Collected data:
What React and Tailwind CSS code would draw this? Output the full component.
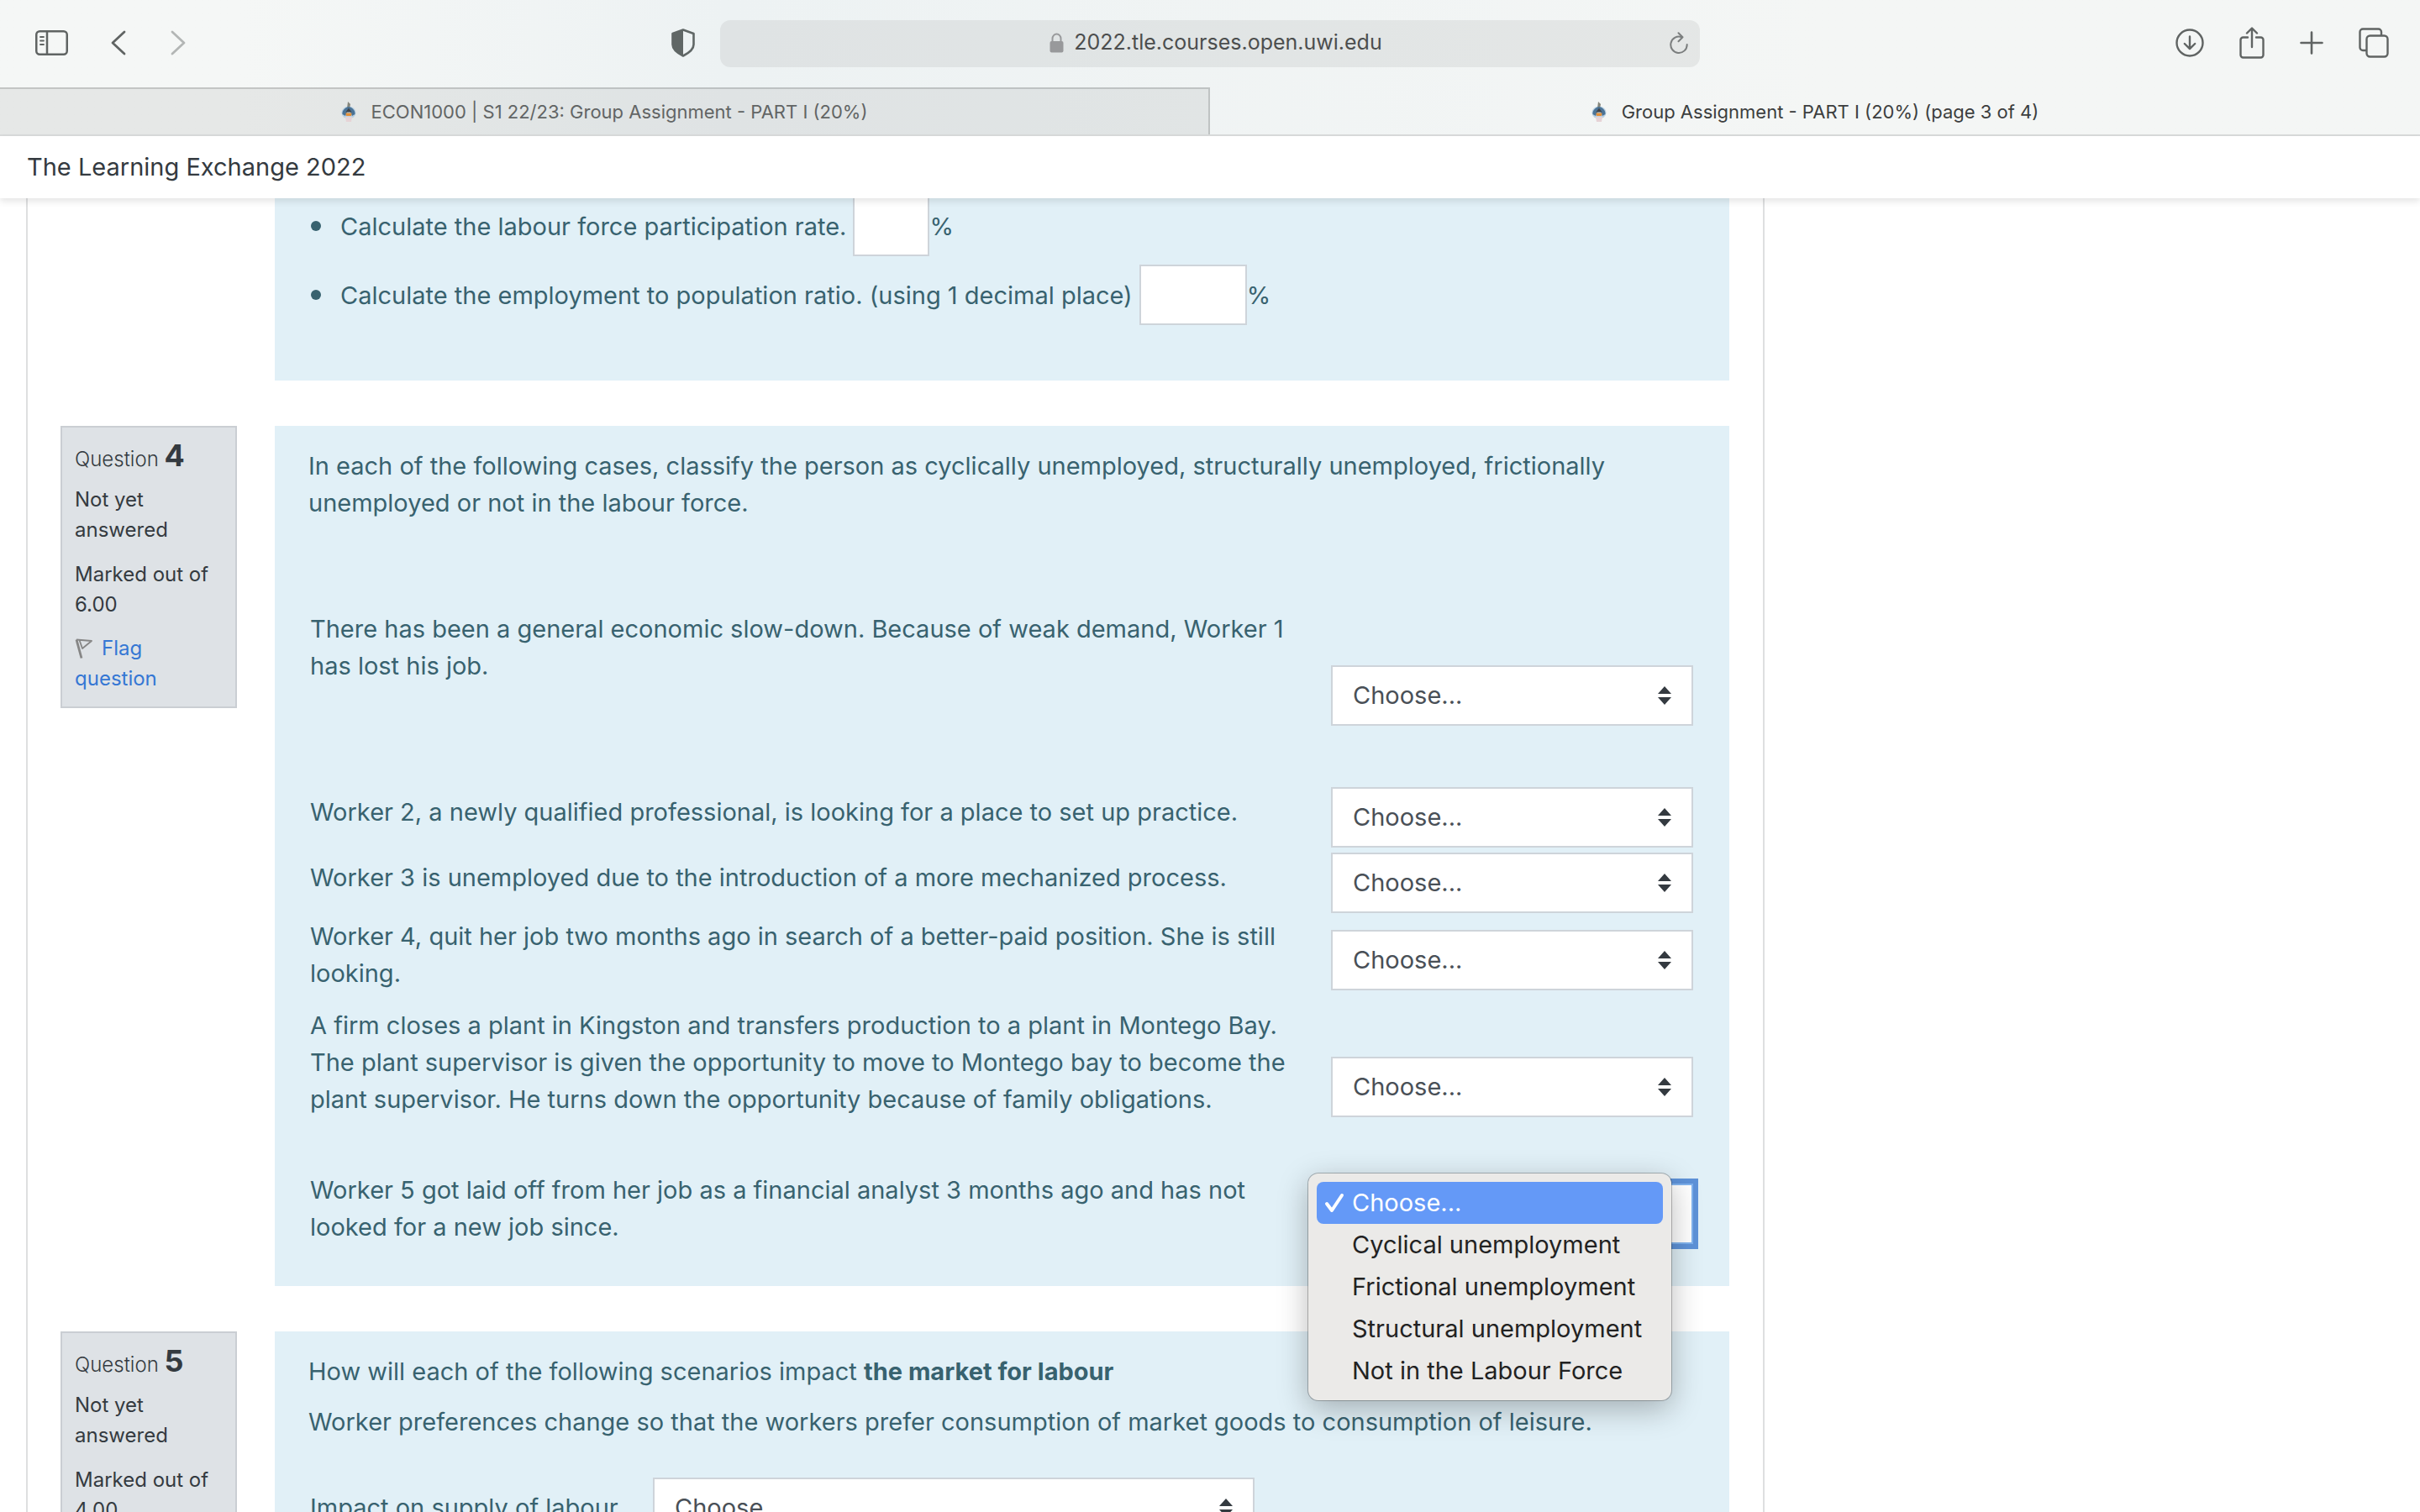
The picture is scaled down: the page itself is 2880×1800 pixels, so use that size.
import React, { useState } from 'react';

const CHOICES = ['Choose...', 'Cyclical unemployment', 'Frictional unemployment', 'Structural unemployment', 'Not in the Labour Force'];

const WORKERS = [
    { id: 'w1', text: 'There has been a general economic slow-down. Because of weak demand, Worker 1 has lost his job.', pad: 'pt-2 pb-[116px]' },
    { id: 'w2', text: 'Worker 2, a newly qualified professional, is looking for a place to set up practice.', pad: 'pt-[6px] pb-3' },
    { id: 'w3', text: 'Worker 3 is unemployed due to the introduction of a more mechanized process.', pad: 'pt-[6px] pb-3' },
    { id: 'w4', text: 'Worker 4, quit her job two months ago in search of a better-paid position. She is still looking.', pad: 'pt-[6px] pb-3' },
    { id: 'w5', text: 'A firm closes a plant in Kingston and transfers production to a plant in Montego Bay. The plant supervisor is given the opportunity to move to Montego bay to become the plant supervisor. He turns down the opportunity because of family obligations.', pad: 'pt-[6px] pb-[58px]' },
    { id: 'w6', text: 'Worker 5 got laid off from her job as a financial analyst 3 months ago and has not looked for a new job since.', pad: 'pt-[6px] pb-3', open: true },
];

function SidebarIcon() {
    return (
        <svg width="39" height="30" viewBox="0 0 39 30" fill="none" stroke="#606463" strokeWidth="2.5" strokeLinecap="round">
            <rect x="1.25" y="1.25" width="36.5" height="27.5" rx="4" />
            <path d="M14 2v26" />
            <path d="M6 8h4M6 12.5h4M6 17h4" strokeWidth="1.8" />
        </svg>
    );
}

function Chevron({ flip = false }) {
    return (
        <svg width="18" height="30" viewBox="0 0 18 30" fill="none" stroke={flip ? '#b3b6b5' : '#606463'} strokeWidth="2.8" strokeLinecap="round" strokeLinejoin="round">
            <path d={flip ? 'M2 2l14 13L2 28' : 'M16 2L2 15l14 13'} />
        </svg>
    );
}

function ShieldIcon() {
    return (
        <svg width="28" height="34" viewBox="0 0 28 34" fill="none">
            <path d="M14 1.5L26.5 6v13c0 6-5.5 10-12.5 13.500C7 29 1.5 25 1.5 19V6z" stroke="#606766" strokeWidth="2.6" strokeLinejoin="round" />
            <path d="M14 1.5L1.5 6v13c0 6 5.500 10 12.500 13.500z" fill="#606766" />
        </svg>
    );
}

function LockIcon() {
    return (
        <svg width="17" height="24" viewBox="0 0 17 24" fill="none">
            <rect x="0.5" y="10" width="16" height="13.5" rx="2" fill="#98999b" />
            <path d="M3.500 11V7a5 5.500 0 0 1 10 0v4" stroke="#98999b" strokeWidth="2" />
        </svg>
    );
}

function ReloadIcon() {
    return (
        <svg width="22" height="26" viewBox="0 0 22 26" fill="none" stroke="#7b7e7e" strokeWidth="2" strokeLinecap="round" strokeLinejoin="round">
            <path d="M14.500 6.200A9.700 9.700 0 1 0 20.700 15" />
            <path d="M10.500 1.200l5 5-5 5" />
        </svg>
    );
}

function DownloadIcon() {
    return (
        <svg width="34" height="34" viewBox="0 0 34 34" fill="none" stroke="#606463" strokeWidth="2.4" strokeLinecap="round" strokeLinejoin="round">
            <circle cx="17" cy="17" r="15.5" />
            <path d="M17 9.500v14.500M10.800 18l6.200 6.200 6.200-6.200" />
        </svg>
    );
}

function ShareIcon() {
    return (
        <svg width="30" height="38" viewBox="0 0 30 38" fill="none" stroke="#606463" strokeWidth="2.4" strokeLinecap="round" strokeLinejoin="round">
            <path d="M10 12.500H4.500a3 3 0 0 0-3 3v18a3 3 0 0 0 3 3h21a3 3 0 0 0 3-3v-18a3 3 0 0 0-3-3H20" />
            <path d="M15 24V2M9 7.500L15 1.500l6 6" />
        </svg>
    );
}

function PlusIcon() {
    return (
        <svg width="28" height="28" viewBox="0 0 28 28" fill="none" stroke="#606463" strokeWidth="2.6" strokeLinecap="round">
            <path d="M14 1.500v25M1.500 14h25" />
        </svg>
    );
}

function TabsIcon() {
    return (
        <svg width="36" height="36" viewBox="0 0 36 36" fill="none" stroke="#606463" strokeWidth="2.4" strokeLinejoin="round">
            <rect x="9.500" y="9.500" width="25" height="25" rx="4" />
            <path d="M9 27H5a3.500 3.500 0 0 1-3.500-3.500V5A3.500 3.500 0 0 1 5 1.500h18.500A3.500 3.500 0 0 1 27 5v4" />
        </svg>
    );
}

function Favicon() {
    return (
        <svg width="18" height="26" viewBox="0 0 18 26">
            <ellipse cx="9" cy="14" rx="8.500" ry="7.500" fill="#b9d0e2" />
            <path d="M8 1l3 3-1 5H7z" fill="#85867c" />
            <path d="M9 7c5 1 8 5 7.500 9L13 18 9 9 5 18l-3.500-2C1 12 4 8 9 7z" fill="#4b7396" />
            <path d="M9 8.500l3.500 5h-7z" fill="#3d434a" />
            <path d="M5.500 14.500h7L12 18H6z" fill="#e3903a" />
            <path d="M5 19h8l-1 6H6z" fill="#e6d3d6" />
        </svg>
    );
}

function FlagIcon() {
    return (
        <svg className="inline-block mr-[11px] align-[-4px]" width="21" height="24" viewBox="0 0 21 24" fill="none" stroke="#868686" strokeWidth="1.8" strokeLinejoin="round">
            <path d="M2 1.500l6 22" strokeWidth="2.8" />
            <path d="M2 1.500l18 1.500-11 9L5.500 2" />
        </svg>
    );
}

function ChooseSelect({ id, focused = false }) {
    return (
        <div className="relative">
            <select
                id={id}
                defaultValue="Choose..."
                className={`block w-full h-[72px] appearance-none border-2 bg-white pl-6 pr-14 text-[29px] text-[#495057] outline-none ${focused ? 'border-[#7fb2ee] ring-6 ring-[#5e92d8]' : 'border-[#ced4da]'}`}
            >
                {CHOICES.map((choice) => (
                    <option key={choice}>{choice}</option>
                ))}
            </select>
            <svg className="pointer-events-none absolute right-[26px] top-[25px]" width="16" height="22" viewBox="0 0 16 22" fill="#343a40">
                <path d="M8 0l8 9H0zM8 22l8-9H0z" />
            </svg>
        </div>
    );
}

function ChoiceMenu({ selected, onSelect }) {
    return (
        <div
            role="listbox"
            className="absolute -left-[27px] -top-3 z-20 w-[432px] rounded-xl bg-[#ebeae8] p-[10px] shadow-[0_0_0_1px_rgba(0,0,0,0.25),0_10px_36px_rgba(0,0,0,0.28)]"
        >
            {CHOICES.map((choice) => (
                <button
                    key={choice}
                    type="button"
                    role="option"
                    aria-selected={choice === selected}
                    onClick={() => onSelect(choice)}
                    className={`flex h-[50px] w-full items-center rounded-lg text-left text-[29px] whitespace-nowrap ${choice === selected ? 'bg-[#6499f7] text-white' : 'text-[#222222]'}`}
                >
                    <span className="flex w-[42px] shrink-0 pl-[9px]">
                        {choice === selected && (
                            <svg width="24" height="24" viewBox="0 0 24 24" fill="none" stroke="white" strokeWidth="4" strokeLinecap="round" strokeLinejoin="round">
                                <path d="M3 13l6 8L21 3" />
                            </svg>
                        )}
                    </span>
                    {choice}
                </button>
            ))}
        </div>
    );
}

function QuestionInfo({ number, marks }) {
    return (
        <aside className="w-[210px] shrink-0 border-2 border-[#caced3] bg-[#dee2e6] px-[15px] pt-[11px] pb-[15px] text-[24px] leading-9 text-[#343a40]">
            <h3 className="mb-[13px] h-11 leading-[44px]">
                <span className="font-light">Question </span>
                <span className="text-[36px] font-bold">{number}</span>
            </h3>
            <p className="mb-[17px]">Not yet answered</p>
            <p className="mb-4">Marked out of {marks}</p>
            <a href="#flag" className="block text-[#3577d4]">
                <FlagIcon />
                Flag question
            </a>
        </aside>
    );
}

function BlankItem({ id, label, width }) {
    return (
        <li className="flex items-center">
            <span className="mr-[23px] size-3 shrink-0 rounded-full bg-[#38626f]" />
            <label htmlFor={id} className="mr-2 pt-[2px]">{label}</label>
            <input id={id} type="text" className={`h-[72px] border-2 border-[#ced4da] bg-white px-4 outline-none ${width}`} />
            <span className="pt-[2px]">%</span>
        </li>
    );
}

export default function App() {
    const [choice, setChoice] = useState('Choose...');

    return (
        <div className="flex h-screen flex-col overflow-hidden bg-white font-['Inter',sans-serif] text-[29px]">
            {/* Browser chrome */}
            <header className="shrink-0 border-b-2 border-[#d9dbdb] bg-linear-to-r from-[#f5f7f6] from-10% via-[#edf2f3] via-30% to-[#f4f6f5] to-75%">
                <div className="grid h-[104px] grid-cols-[1fr_minmax(0,1166px)_1fr] items-center">
                    <div className="flex items-center pr-[30px] pb-[2px] pl-[42px]">
                        <button type="button" aria-label="Sidebar"><SidebarIcon /></button>
                        <button type="button" aria-label="Back" className="ml-[51px]"><Chevron /></button>
                        <button type="button" aria-label="Forward" className="ml-[53px]"><Chevron flip /></button>
                        <button type="button" aria-label="Privacy report" className="ml-auto"><ShieldIcon /></button>
                    </div>
                    <div className="flex h-14 items-center rounded-xl bg-black/6 px-[14px] pb-[2px]">
                        <div className="flex flex-1 items-center justify-center gap-3 pl-9 text-[25px] text-[#4c4e4e]">
                            <LockIcon />
                            <span>2022.tle.courses.open.uwi.edu</span>
                        </div>
                        <button type="button" aria-label="Reload"><ReloadIcon /></button>
                    </div>
                    <div className="flex items-center justify-end gap-[42px] pr-[37px] pb-[2px]">
                        <button type="button" aria-label="Downloads"><DownloadIcon /></button>
                        <button type="button" aria-label="Share"><ShareIcon /></button>
                        <button type="button" aria-label="New tab"><PlusIcon /></button>
                        <button type="button" aria-label="Tab overview"><TabsIcon /></button>
                    </div>
                </div>
                <nav className="grid h-14 grid-cols-2 text-[22px]">
                    <a href="#econ" className="flex items-center justify-center gap-[18px] border-t-2 border-r-2 border-black/15 bg-black/6 text-[#626565]">
                        <Favicon />
                        ECON1000 | S1 22/23: Group Assignment - PART I (20%)
                    </a>
                    <a href="#page3" className="flex items-center justify-center gap-[18px] border-t-2 border-transparent text-[#3c3e3e]">
                        <Favicon />
                        Group Assignment - PART I (20%) (page 3 of 4)
                    </a>
                </nav>
            </header>

            <div className="z-10 flex h-[74px] shrink-0 items-center bg-white px-8 text-[#343a40] shadow-[0_4px_8px_rgba(0,0,0,0.1)]">
                The Learning Exchange 2022
            </div>

            <main className="mr-[780px] ml-[31px] min-h-0 flex-1 overflow-hidden border-x-2 border-[#dedfe0] pr-10 pl-[39px] leading-[44px] text-[#38626f]">
                {/* Question 3 */}
                <section className="ml-[255px] bg-[#e1f0f7] pb-[66px] pl-[43px]">
                    <ul className="-mt-[3px] flex flex-col gap-[10px] overflow-hidden">
                        <BlankItem id="lfpr" label="Calculate the labour force participation rate." width="w-[91px]" />
                        <BlankItem id="epr" label="Calculate the employment to population ratio. (using 1 decimal place)" width="w-32" />
                    </ul>
                </section>

                {/* Question 4 */}
                <section className="mt-[54px] flex items-start gap-[45px]">
                    <QuestionInfo number="4" marks="6.00" />
                    <div className="flex-1 bg-[#e1f0f7] px-10 pt-[26px] pb-9">
                        <p>In each of the following cases, classify the person as cyclically unemployed, structurally unemployed, frictionally unemployed or not in the labour force.</p>
                        <table className="mt-[98px] w-full border-collapse">
                            <tbody>
                                {WORKERS.map((worker) => (
                                    <tr key={worker.id}>
                                        <td className={`pr-8 pl-[2px] align-middle ${worker.pad}`}>
                                            <label htmlFor={worker.id}>{worker.text}</label>
                                        </td>
                                        <td className="w-[434px] pt-[6px] pr-[3px] align-middle">
                                            <div className="relative">
                                                <ChooseSelect id={worker.id} focused={worker.open} />
                                                {worker.open && <ChoiceMenu selected={choice} onSelect={setChoice} />}
                                            </div>
                                        </td>
                                    </tr>
                                ))}
                            </tbody>
                        </table>
                    </div>
                </section>

                {/* Question 5 */}
                <section className="mt-[54px] flex items-start gap-[45px]">
                    <QuestionInfo number="5" marks="4.00" />
                    <div className="flex-1 bg-[#e1f0f7] px-10 pt-[26px] pb-9">
                        <p className="mb-4">How will each of the following scenarios impact <b className="font-bold">the market for labour</b></p>
                        <p>Worker preferences change so that the workers prefer consumption of market goods to consumption of leisure.</p>
                        <div className="mt-11 flex items-center pl-[2px]">
                            <label htmlFor="supply" className="w-[408px] shrink-0">Impact on supply of labour</label>
                            <div className="w-[716px]"><ChooseSelect id="supply" /></div>
                        </div>
                    </div>
                </section>
            </main>
        </div>
    );
}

Aim of the exercise:
Quote word for word every line from the one that has "The picture is" through the one that has "const CHOICES = ['Choose...', 'Cyclical".

Exercise solution:
The picture is scaled down: the page itself is 2880×1800 pixels, so use that size.
import React, { useState } from 'react';

const CHOICES = ['Choose...', 'Cyclical unemployment', 'Frictional unemployment', 'Structural unemployment', 'Not in the Labour Force'];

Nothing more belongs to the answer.